» CHALLENGE
Give back exactly the lines from the beginning of the listing below to the line holding "<nav-bar></nav-bar>", both ends included; the pictures stay out.

--- BEGIN DATASET EXCERPT ---

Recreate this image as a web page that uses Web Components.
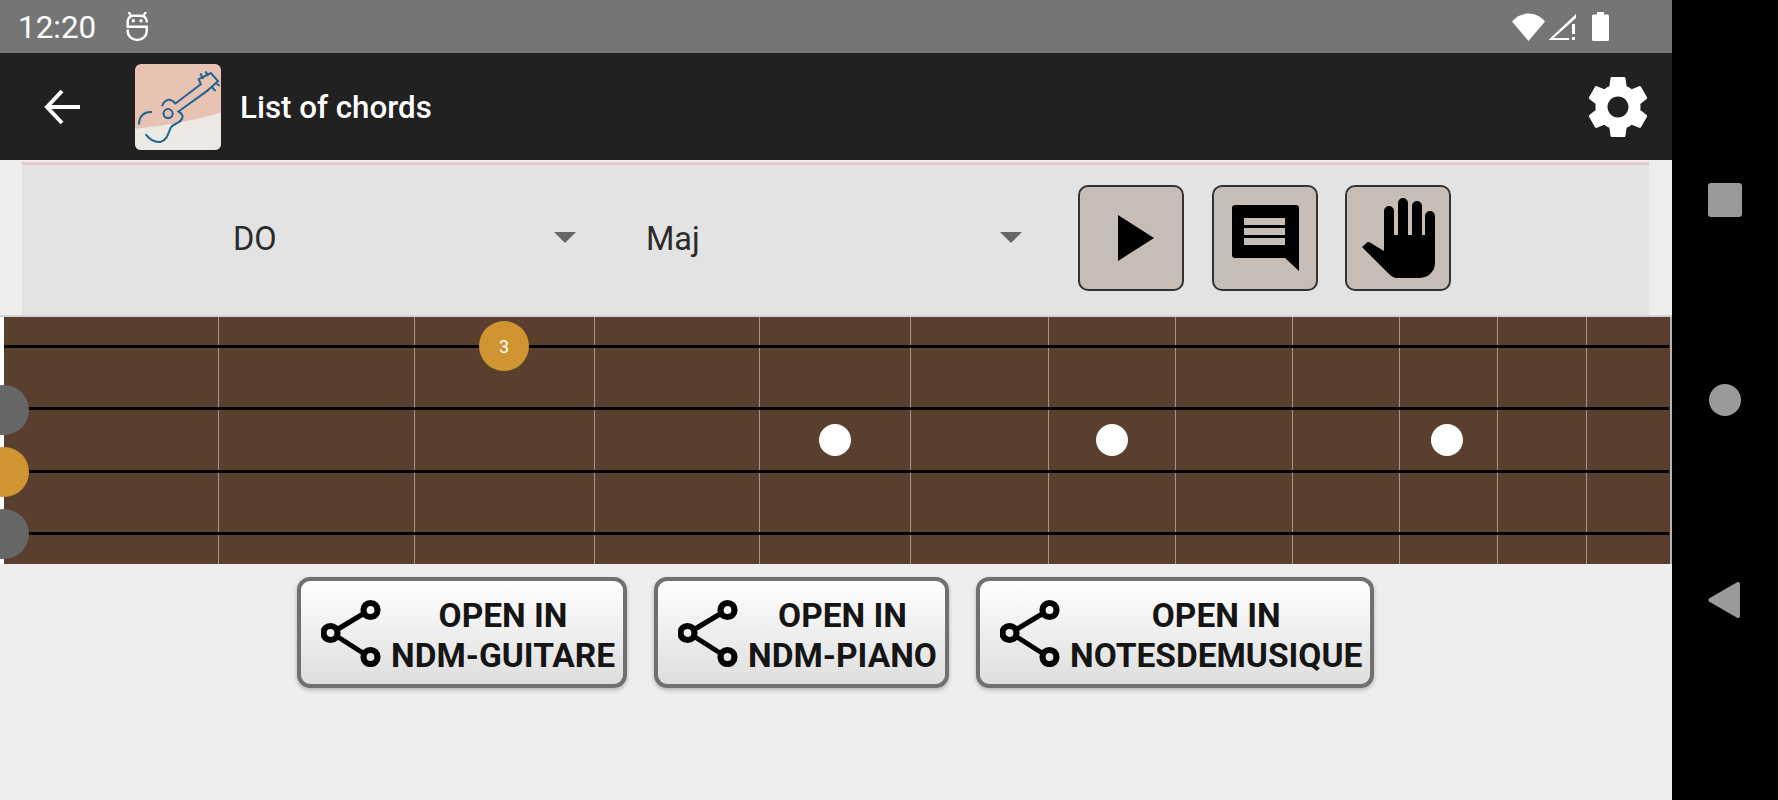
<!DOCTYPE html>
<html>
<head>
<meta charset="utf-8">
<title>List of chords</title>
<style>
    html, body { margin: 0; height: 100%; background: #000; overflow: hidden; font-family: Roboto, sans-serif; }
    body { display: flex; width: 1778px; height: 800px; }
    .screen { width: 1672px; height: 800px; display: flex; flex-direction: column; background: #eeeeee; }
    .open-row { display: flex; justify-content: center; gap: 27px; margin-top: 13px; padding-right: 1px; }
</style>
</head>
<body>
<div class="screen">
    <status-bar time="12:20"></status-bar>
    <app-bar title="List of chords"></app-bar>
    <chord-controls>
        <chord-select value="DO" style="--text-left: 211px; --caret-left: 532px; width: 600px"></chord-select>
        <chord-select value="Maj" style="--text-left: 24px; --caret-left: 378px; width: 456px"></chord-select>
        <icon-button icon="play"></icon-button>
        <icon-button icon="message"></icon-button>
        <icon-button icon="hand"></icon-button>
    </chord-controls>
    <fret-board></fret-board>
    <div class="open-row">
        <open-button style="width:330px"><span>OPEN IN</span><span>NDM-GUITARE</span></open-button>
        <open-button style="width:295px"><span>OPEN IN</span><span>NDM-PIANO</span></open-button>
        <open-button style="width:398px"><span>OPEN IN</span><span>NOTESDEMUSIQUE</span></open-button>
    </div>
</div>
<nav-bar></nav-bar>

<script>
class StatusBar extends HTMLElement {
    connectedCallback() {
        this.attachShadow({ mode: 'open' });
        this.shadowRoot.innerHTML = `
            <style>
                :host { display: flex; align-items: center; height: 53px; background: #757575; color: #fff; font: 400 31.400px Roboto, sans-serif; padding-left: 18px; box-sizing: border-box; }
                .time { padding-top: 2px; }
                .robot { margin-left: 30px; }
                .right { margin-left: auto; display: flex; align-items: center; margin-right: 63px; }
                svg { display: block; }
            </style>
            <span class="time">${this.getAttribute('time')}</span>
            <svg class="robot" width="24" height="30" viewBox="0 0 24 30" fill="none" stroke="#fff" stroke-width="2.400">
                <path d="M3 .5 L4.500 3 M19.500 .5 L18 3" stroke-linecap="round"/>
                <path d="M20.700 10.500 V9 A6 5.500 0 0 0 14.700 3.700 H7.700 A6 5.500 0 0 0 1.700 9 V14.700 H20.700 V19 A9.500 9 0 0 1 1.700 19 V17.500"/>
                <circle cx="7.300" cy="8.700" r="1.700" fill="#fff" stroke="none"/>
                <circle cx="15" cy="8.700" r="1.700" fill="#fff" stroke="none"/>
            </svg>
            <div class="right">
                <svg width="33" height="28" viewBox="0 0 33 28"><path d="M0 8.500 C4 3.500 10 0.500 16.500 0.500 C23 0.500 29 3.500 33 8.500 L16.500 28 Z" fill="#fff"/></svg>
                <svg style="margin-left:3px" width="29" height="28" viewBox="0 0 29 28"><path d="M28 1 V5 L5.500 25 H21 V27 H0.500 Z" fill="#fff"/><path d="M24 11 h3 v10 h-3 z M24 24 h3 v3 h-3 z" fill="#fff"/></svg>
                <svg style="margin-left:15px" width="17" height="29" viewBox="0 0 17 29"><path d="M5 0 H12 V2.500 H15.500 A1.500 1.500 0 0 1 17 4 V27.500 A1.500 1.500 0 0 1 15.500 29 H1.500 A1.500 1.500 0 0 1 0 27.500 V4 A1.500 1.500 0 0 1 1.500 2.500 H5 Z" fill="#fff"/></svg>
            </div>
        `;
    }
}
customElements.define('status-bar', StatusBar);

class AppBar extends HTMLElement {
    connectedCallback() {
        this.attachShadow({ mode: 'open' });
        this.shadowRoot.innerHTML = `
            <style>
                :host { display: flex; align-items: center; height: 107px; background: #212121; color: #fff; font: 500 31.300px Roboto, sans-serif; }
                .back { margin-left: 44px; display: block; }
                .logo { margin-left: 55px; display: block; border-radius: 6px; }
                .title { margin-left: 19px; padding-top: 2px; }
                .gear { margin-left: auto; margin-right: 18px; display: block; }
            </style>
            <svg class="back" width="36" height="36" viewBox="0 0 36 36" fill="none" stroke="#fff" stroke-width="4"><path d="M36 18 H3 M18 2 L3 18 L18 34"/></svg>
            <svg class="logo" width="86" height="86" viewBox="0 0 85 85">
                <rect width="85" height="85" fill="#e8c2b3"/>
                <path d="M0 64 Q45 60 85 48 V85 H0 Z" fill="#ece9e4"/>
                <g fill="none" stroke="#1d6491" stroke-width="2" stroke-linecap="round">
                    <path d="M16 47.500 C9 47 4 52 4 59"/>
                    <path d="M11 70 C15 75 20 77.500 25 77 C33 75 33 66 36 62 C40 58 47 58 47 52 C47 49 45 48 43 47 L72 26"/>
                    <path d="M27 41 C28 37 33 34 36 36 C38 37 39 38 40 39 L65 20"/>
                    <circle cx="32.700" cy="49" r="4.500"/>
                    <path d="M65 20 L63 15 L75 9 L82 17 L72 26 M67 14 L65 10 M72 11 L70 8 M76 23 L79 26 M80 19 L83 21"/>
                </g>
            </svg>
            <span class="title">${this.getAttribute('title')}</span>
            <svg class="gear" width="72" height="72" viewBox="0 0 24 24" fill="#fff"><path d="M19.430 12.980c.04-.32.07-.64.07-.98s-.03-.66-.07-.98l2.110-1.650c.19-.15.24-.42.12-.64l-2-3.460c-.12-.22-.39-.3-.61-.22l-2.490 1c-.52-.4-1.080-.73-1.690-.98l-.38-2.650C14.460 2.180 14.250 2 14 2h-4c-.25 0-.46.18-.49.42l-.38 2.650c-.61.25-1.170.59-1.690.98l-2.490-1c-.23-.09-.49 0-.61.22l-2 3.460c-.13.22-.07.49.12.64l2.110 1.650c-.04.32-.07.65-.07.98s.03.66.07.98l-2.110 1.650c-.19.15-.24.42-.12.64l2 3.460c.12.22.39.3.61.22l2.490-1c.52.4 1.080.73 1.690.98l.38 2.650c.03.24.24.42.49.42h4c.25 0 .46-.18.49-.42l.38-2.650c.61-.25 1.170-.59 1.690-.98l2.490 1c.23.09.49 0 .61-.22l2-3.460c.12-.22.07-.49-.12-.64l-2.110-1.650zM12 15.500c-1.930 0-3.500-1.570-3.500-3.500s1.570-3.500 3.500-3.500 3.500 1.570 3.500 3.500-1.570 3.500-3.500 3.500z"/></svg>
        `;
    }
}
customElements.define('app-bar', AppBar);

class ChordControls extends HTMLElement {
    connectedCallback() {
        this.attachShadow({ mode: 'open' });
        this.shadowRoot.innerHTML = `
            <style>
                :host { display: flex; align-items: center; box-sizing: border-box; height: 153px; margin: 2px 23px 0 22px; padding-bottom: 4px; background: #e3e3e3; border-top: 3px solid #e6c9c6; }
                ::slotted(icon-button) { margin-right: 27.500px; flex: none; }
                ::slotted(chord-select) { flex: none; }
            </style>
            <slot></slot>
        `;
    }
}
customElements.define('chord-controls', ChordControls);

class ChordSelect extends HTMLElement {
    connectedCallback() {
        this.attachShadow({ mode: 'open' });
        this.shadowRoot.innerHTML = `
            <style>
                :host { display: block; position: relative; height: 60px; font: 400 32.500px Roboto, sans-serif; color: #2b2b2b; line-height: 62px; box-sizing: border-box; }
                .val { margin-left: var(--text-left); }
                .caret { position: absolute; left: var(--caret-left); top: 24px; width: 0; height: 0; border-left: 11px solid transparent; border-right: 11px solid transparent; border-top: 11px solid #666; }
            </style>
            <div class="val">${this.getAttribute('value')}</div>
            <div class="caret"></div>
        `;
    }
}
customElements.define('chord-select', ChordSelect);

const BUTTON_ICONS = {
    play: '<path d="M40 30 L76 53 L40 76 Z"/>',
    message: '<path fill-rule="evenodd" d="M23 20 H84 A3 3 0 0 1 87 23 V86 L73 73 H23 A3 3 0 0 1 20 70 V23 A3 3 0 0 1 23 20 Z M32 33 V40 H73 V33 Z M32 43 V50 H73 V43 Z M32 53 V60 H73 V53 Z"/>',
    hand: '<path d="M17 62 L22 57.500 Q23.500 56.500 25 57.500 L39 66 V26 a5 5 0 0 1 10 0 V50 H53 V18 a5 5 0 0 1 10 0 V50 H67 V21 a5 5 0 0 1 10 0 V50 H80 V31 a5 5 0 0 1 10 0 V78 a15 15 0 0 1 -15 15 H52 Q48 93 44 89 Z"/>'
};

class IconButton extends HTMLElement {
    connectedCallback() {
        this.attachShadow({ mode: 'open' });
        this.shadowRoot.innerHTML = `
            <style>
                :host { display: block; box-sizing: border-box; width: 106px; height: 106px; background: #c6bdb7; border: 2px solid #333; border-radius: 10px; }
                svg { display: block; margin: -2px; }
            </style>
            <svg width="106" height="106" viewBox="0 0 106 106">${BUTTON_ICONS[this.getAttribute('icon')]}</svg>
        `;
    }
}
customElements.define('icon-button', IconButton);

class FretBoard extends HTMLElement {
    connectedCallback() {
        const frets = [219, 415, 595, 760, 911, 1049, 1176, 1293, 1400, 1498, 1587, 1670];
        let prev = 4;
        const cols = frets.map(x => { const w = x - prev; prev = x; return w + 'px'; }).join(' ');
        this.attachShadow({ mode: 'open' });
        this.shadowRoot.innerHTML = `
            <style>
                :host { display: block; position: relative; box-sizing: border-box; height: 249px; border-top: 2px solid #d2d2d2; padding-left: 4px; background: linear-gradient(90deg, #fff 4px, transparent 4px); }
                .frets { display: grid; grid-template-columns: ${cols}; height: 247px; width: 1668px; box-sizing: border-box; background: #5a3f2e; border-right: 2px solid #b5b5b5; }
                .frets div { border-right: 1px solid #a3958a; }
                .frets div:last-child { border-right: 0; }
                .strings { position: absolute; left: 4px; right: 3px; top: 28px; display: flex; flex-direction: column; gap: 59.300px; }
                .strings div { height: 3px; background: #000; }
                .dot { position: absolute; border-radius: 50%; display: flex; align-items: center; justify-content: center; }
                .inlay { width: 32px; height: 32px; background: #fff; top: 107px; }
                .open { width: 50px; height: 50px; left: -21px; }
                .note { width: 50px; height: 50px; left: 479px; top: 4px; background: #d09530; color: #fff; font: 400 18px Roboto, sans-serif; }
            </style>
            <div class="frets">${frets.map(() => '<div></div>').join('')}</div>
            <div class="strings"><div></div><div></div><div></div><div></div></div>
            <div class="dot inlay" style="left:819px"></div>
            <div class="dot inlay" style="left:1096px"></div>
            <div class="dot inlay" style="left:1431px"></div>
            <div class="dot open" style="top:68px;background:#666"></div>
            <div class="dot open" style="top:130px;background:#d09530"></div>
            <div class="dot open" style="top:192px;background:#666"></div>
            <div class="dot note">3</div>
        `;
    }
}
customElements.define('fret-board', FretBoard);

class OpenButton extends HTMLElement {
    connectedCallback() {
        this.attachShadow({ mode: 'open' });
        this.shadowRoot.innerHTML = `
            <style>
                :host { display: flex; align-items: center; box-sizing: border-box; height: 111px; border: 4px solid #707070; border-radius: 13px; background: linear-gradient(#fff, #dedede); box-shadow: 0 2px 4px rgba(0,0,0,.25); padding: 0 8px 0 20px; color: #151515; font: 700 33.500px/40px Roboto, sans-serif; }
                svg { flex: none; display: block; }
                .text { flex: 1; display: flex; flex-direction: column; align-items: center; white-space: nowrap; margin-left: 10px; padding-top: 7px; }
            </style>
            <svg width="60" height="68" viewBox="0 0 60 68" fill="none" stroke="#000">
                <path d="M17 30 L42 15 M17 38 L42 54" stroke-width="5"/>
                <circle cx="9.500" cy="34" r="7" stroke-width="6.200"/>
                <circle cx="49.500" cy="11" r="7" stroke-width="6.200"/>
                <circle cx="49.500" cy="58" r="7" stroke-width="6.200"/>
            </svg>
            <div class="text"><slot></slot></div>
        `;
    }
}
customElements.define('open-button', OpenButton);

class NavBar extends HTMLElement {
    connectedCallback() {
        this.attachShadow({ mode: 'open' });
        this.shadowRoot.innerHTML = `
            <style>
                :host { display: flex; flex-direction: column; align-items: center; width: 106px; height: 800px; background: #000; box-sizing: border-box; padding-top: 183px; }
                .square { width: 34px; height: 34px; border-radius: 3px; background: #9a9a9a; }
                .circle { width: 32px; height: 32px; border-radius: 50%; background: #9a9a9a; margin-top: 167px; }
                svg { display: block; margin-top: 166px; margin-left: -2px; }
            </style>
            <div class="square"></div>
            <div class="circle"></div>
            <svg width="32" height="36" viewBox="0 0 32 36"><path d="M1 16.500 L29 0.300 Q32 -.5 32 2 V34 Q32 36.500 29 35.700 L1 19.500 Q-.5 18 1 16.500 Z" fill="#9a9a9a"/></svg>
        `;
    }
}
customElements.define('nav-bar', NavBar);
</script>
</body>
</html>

--- END DATASET EXCERPT ---

» RESULT FOR THIS TASK
Recreate this image as a web page that uses Web Components.
<!DOCTYPE html>
<html>
<head>
<meta charset="utf-8">
<title>List of chords</title>
<style>
    html, body { margin: 0; height: 100%; background: #000; overflow: hidden; font-family: Roboto, sans-serif; }
    body { display: flex; width: 1778px; height: 800px; }
    .screen { width: 1672px; height: 800px; display: flex; flex-direction: column; background: #eeeeee; }
    .open-row { display: flex; justify-content: center; gap: 27px; margin-top: 13px; padding-right: 1px; }
</style>
</head>
<body>
<div class="screen">
    <status-bar time="12:20"></status-bar>
    <app-bar title="List of chords"></app-bar>
    <chord-controls>
        <chord-select value="DO" style="--text-left: 211px; --caret-left: 532px; width: 600px"></chord-select>
        <chord-select value="Maj" style="--text-left: 24px; --caret-left: 378px; width: 456px"></chord-select>
        <icon-button icon="play"></icon-button>
        <icon-button icon="message"></icon-button>
        <icon-button icon="hand"></icon-button>
    </chord-controls>
    <fret-board></fret-board>
    <div class="open-row">
        <open-button style="width:330px"><span>OPEN IN</span><span>NDM-GUITARE</span></open-button>
        <open-button style="width:295px"><span>OPEN IN</span><span>NDM-PIANO</span></open-button>
        <open-button style="width:398px"><span>OPEN IN</span><span>NOTESDEMUSIQUE</span></open-button>
    </div>
</div>
<nav-bar></nav-bar>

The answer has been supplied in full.